И Зайчиков снова — в который раз! — подбежал к стенке и… беспомощно потоптался около неё.
— Та-ак, — протянул капитан. — Подержите-ка!
Он отдал Зайчикову свою сумку, снял ремень:
— Я как будто не выше вас… Ну-ка, тряхнём стариной!
И не успел ещё Зайчиков сообразить, в чём дело, как низенький, плотный и немолодой уже капитан подбежал к «русской стенке», взвился и легко перемахнул через неё.
Потом он подошёл к Зайчикову и, часто дыша, сказал:
— Понятно, товарищ молодой солдат? Вы, подбегая к стенке, замедляете шаг. Вы боитесь препятствия. А надо наоборот: пускай оно вас боится!

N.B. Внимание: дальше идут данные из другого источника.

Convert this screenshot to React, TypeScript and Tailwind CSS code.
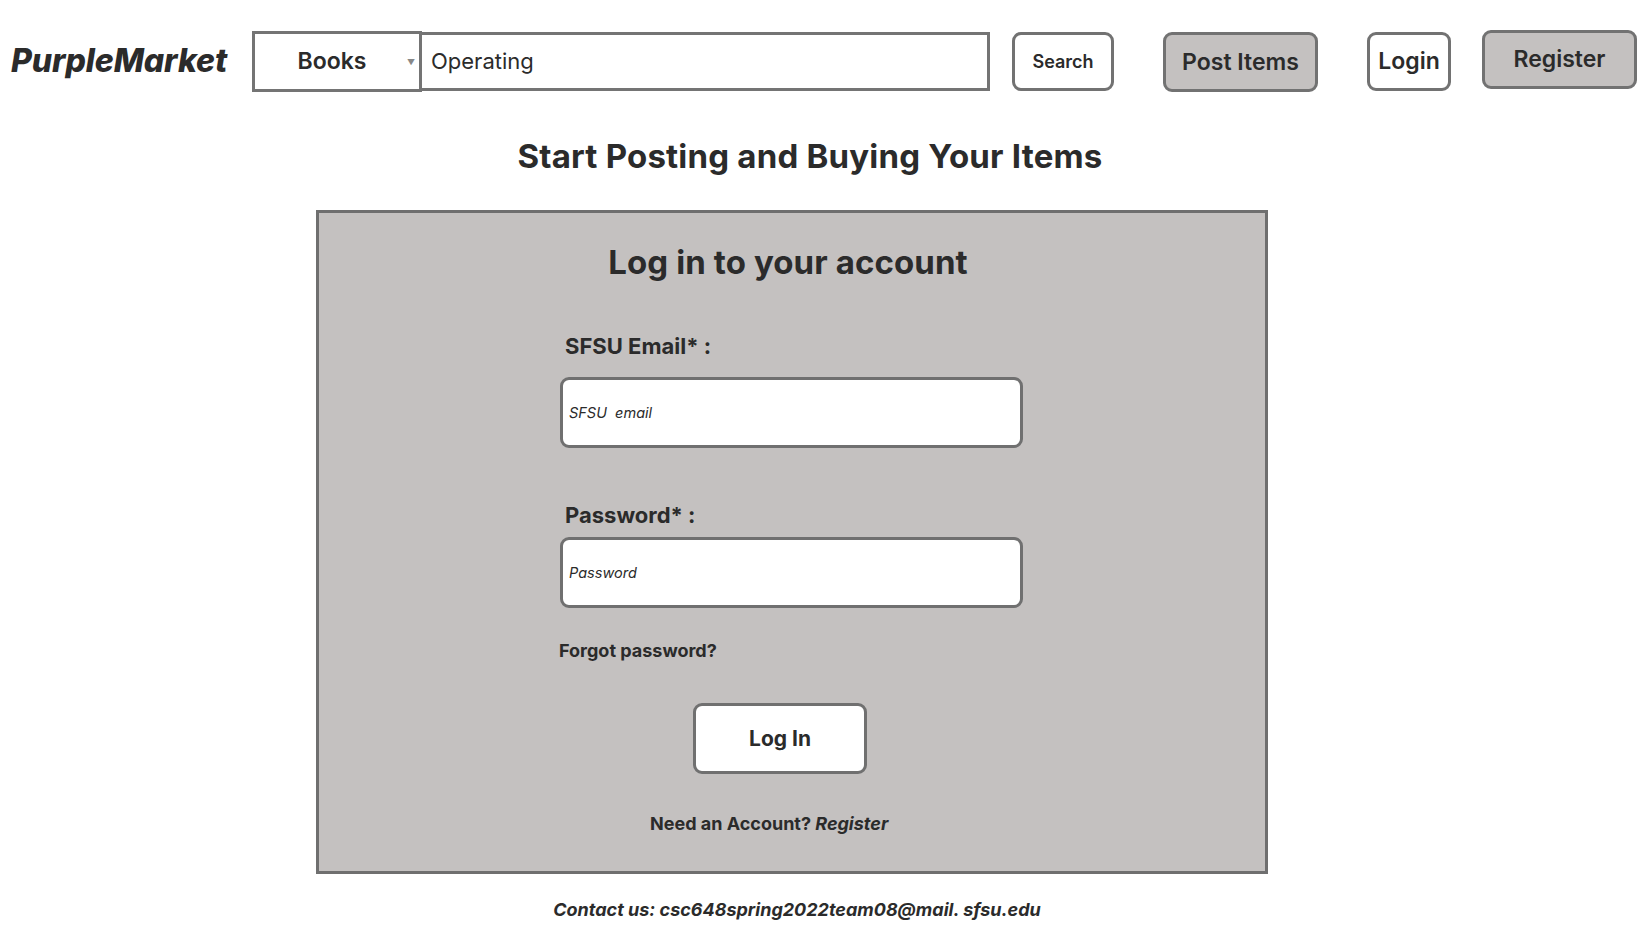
import React from "react";

export default function App() {
  const font = { fontFamily: "Inter, 'Noto Sans', sans-serif" };
  return (
    <div className="w-[1650px] h-[927px] bg-white text-[#2b2b2b] overflow-hidden" style={font}>
      {/* Header */}
      <div className="flex items-start pt-[31px]">
        <div className="w-[252px] pl-[11px] h-[60px] flex items-center">
          <span className="text-[32px] font-extrabold italic tracking-[-0.1px]">PurpleMarket</span>
        </div>
        <div className="relative w-[170px] h-[61px] border-[3px] border-[#747474] bg-white flex items-center justify-center">
          <span className="text-[23px] font-semibold pr-[10px]">Books</span>
          <span className="absolute right-[4px] top-[22px] text-[8px] text-[#888]">▼</span>
        </div>
        <div className="w-[568px] h-[59px] mt-[1px] border-[3px] border-l-0 border-[#747474] bg-white flex items-center pl-[9px]">
          <span className="text-[22px]">Operating</span>
        </div>
        <button className="ml-[22px] mt-[1px] w-[102px] h-[59px] rounded-[9px] border-[3px] border-[#727272] bg-white text-[18px] font-semibold">
          Search
        </button>
        <button className="ml-[49px] mt-[1px] w-[155px] h-[60px] rounded-[9px] border-[3px] border-[#727272] bg-[#c4c1c0] text-[23px] font-semibold">
          Post Items
        </button>
        <button className="ml-[49px] mt-[1px] w-[84px] h-[59px] rounded-[9px] border-[3px] border-[#727272] bg-white text-[23px] font-semibold">
          Login
        </button>
        <button className="ml-[31px] mt-[-1px] w-[155px] h-[59px] rounded-[9px] border-[3px] border-[#727272] bg-[#c4c1c0] text-[23px] font-semibold">
          Register
        </button>
      </div>

      {/* Heading */}
      <h1 className="mt-[44px] pr-[30px] text-center text-[33px] leading-[40px] font-bold tracking-[0.2px]">
        Start Posting and Buying Your Items
      </h1>

      {/* Card */}
      <div className="ml-[316px] mt-[34px] w-[952px] h-[664px] border-[3px] border-[#6f6f6f] bg-[#c4c1c0]">
        <h2 className="mt-[29px] pr-[8px] text-center text-[33px] leading-[40px] font-bold tracking-[0.1px]">
          Log in to your account
        </h2>
        <div className="mt-[50px] pl-[246px] text-[22px] leading-[28px] font-bold">SFSU Email* :</div>
        <div className="mt-[17px] ml-[241px] w-[463px] h-[71px] rounded-[9px] border-[3px] border-[#707070] bg-white flex items-center pl-[6px]">
          <span className="text-[14.5px] italic">SFSU&nbsp; email</span>
        </div>
        <div className="mt-[53px] pl-[246px] text-[22px] leading-[28px] font-bold">Password* :</div>
        <div className="mt-[8px] ml-[241px] w-[463px] h-[71px] rounded-[9px] border-[3px] border-[#707070] bg-white flex items-center pl-[6px]">
          <span className="text-[14.5px] italic">Password</span>
        </div>
        <div className="mt-[31px] pl-[240px] text-[18px] leading-[24px] font-bold">Forgot password?</div>
        <button className="mt-[40px] ml-[374px] w-[174px] h-[71px] rounded-[9px] border-[3px] border-[#707070] bg-white text-[21px] font-bold block">
          Log In
        </button>
        <div className="mt-[38px] pl-[331px] text-[18px] leading-[24px] font-bold">
          Need an Account? <span className="italic">Register</span>
        </div>
      </div>

      {/* Footer */}
      <div className="mt-[24px] pr-[56px] text-center text-[18px] leading-[24px] font-bold italic">
        Contact us: csc648spring2022team08@mail. sfsu.edu
      </div>
    </div>
  );
}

Он туго подпоясался, взял сумку:
— Смирно! Слушать мою команду! Одолеть препятствие номер два, быстро!
И Зайчиков разбежался, но теперь, чем ближе к препятствию, тем сильнее ускорял он свой бег. Он бежал со злостью, с решением победить во что бы то ни стало. Вот он на полном ходу подбежал к «русской стенке», с маху упёрся носком сапога как только мог высоко. И тут наконец-то загадочная сила разбега, которая до сих пор не хотела ему подчиняться, подхватила его, вознесла — и маленький Зайчиков легко ухватился за край, подтянулся, перекинул свои короткие ноги и сделал соскок мягко и полуприседая.
— Ну вот, молодец! — сказал капитан. — Давно бы так!